Better than half my career was conducted under management and leadership theories of Frederick Winslow Taylor created in the early 1900’s. Scientific management, as its generic name, still influences how many organizations are run today. Last year I read an article in Forbes about how the military is rethinking its leadership practices. The article explained how over the last thirty years the military has changed its leadership practices from “the hierarchical and paternalistic” approach of my father’s army (WWII).

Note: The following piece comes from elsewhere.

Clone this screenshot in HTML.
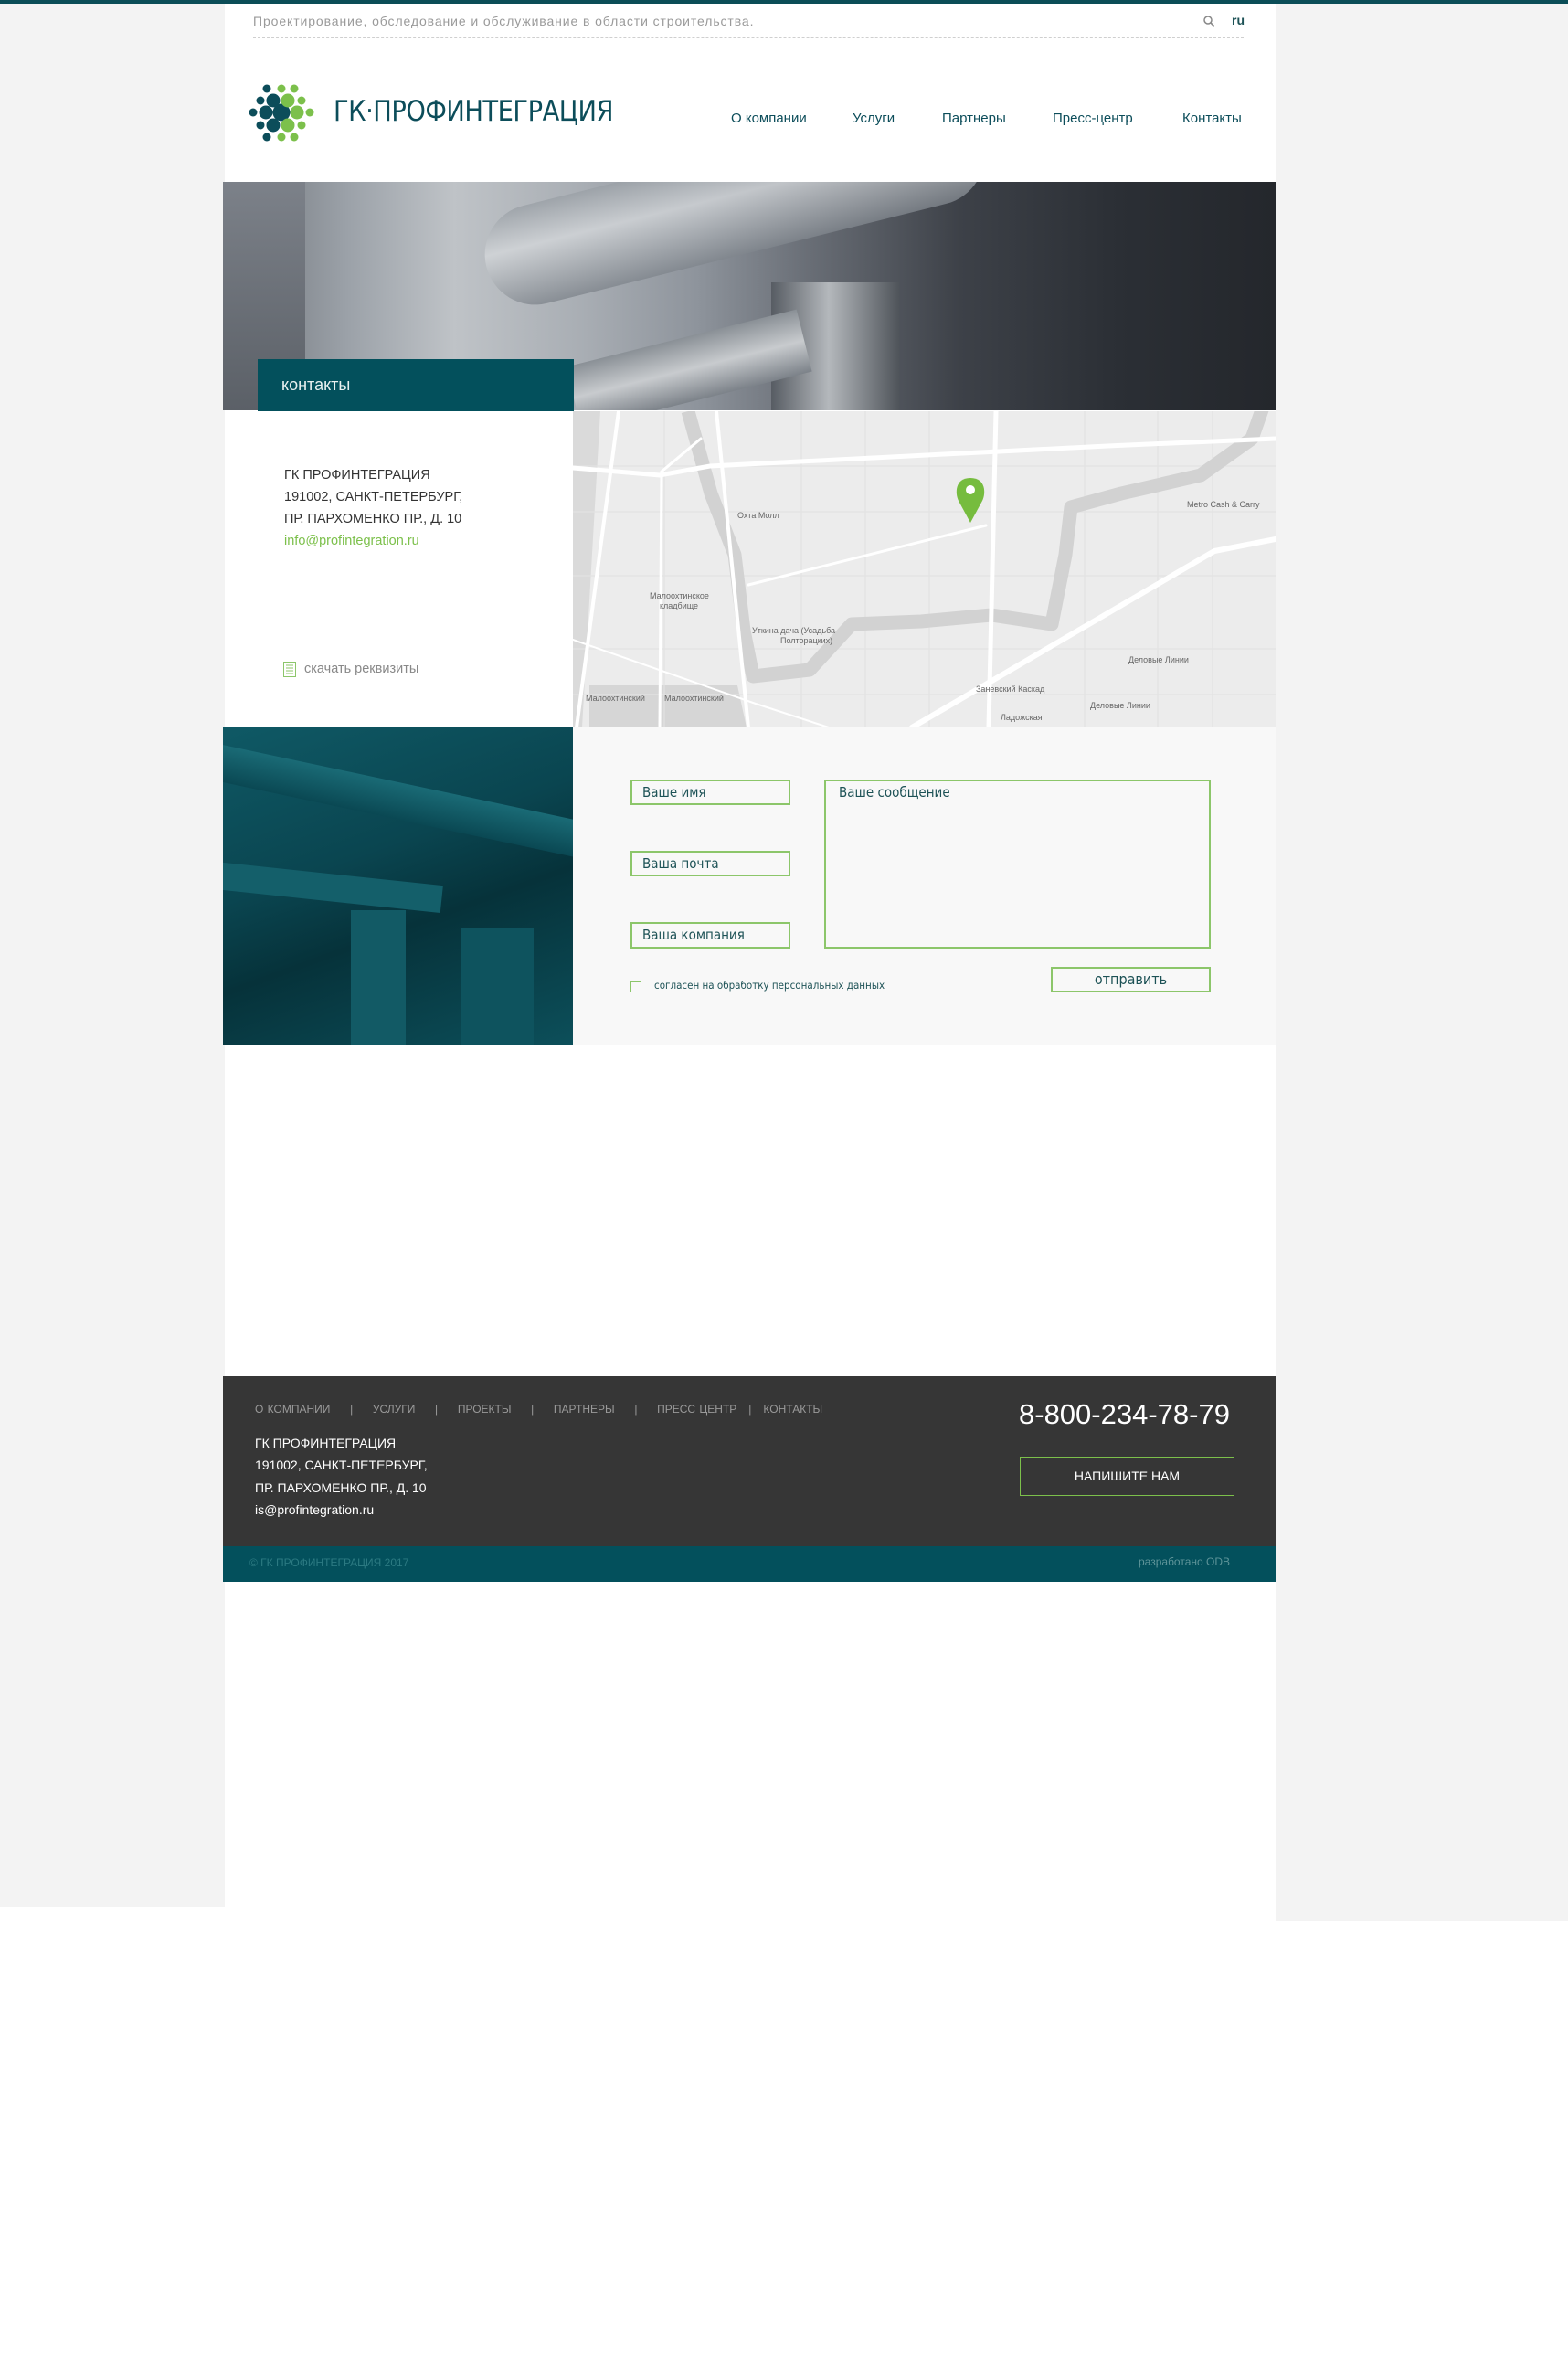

At the end of the day, I believe innovation has tremendous benefits. Earlier this year, Zappos, the Las Vegas-based retailer, announced a move to an organization structure by the name of “holacracy.” As I understood the press release, the purpose is to prevent the company from becoming “too bureaucratic.” Is it a fad? Hell, if I know. I’m sure this seems as crazy to many as the first time they saw a football team play without a huddle. I’m sure many old-time coaches claimed the spread to be a fad and went on playing like they always did. My guess is a very high percentage of American businesses are still highly influenced by Taylorism thoughts and theories from the early 1900’s. I recently listened to the Southwest Airlines 2013 investor call. The CEO announced their 41st consecutive year of profitability and record breaking performance on a number of indicators. When this airline was just beginning, the competitors discounted them as a passing fad. They broke almost every “industry norm” during their startup. In my lifetime, I’ve become used to the “faddy” organization struggling and fighting all the way to the top of their industry or creating a whole new industry. In my relatively small healthcare environment of Dallas/Fort Worth, Texas, I’m witnessing new competitors entering the healthcare marketplace with “different” approaches. I don’t know if there’s an Apple, Southwest, Toyota lurking among them. I do know as a healthcare consumer, I’m willing to check them out and see what the “hype” is all about.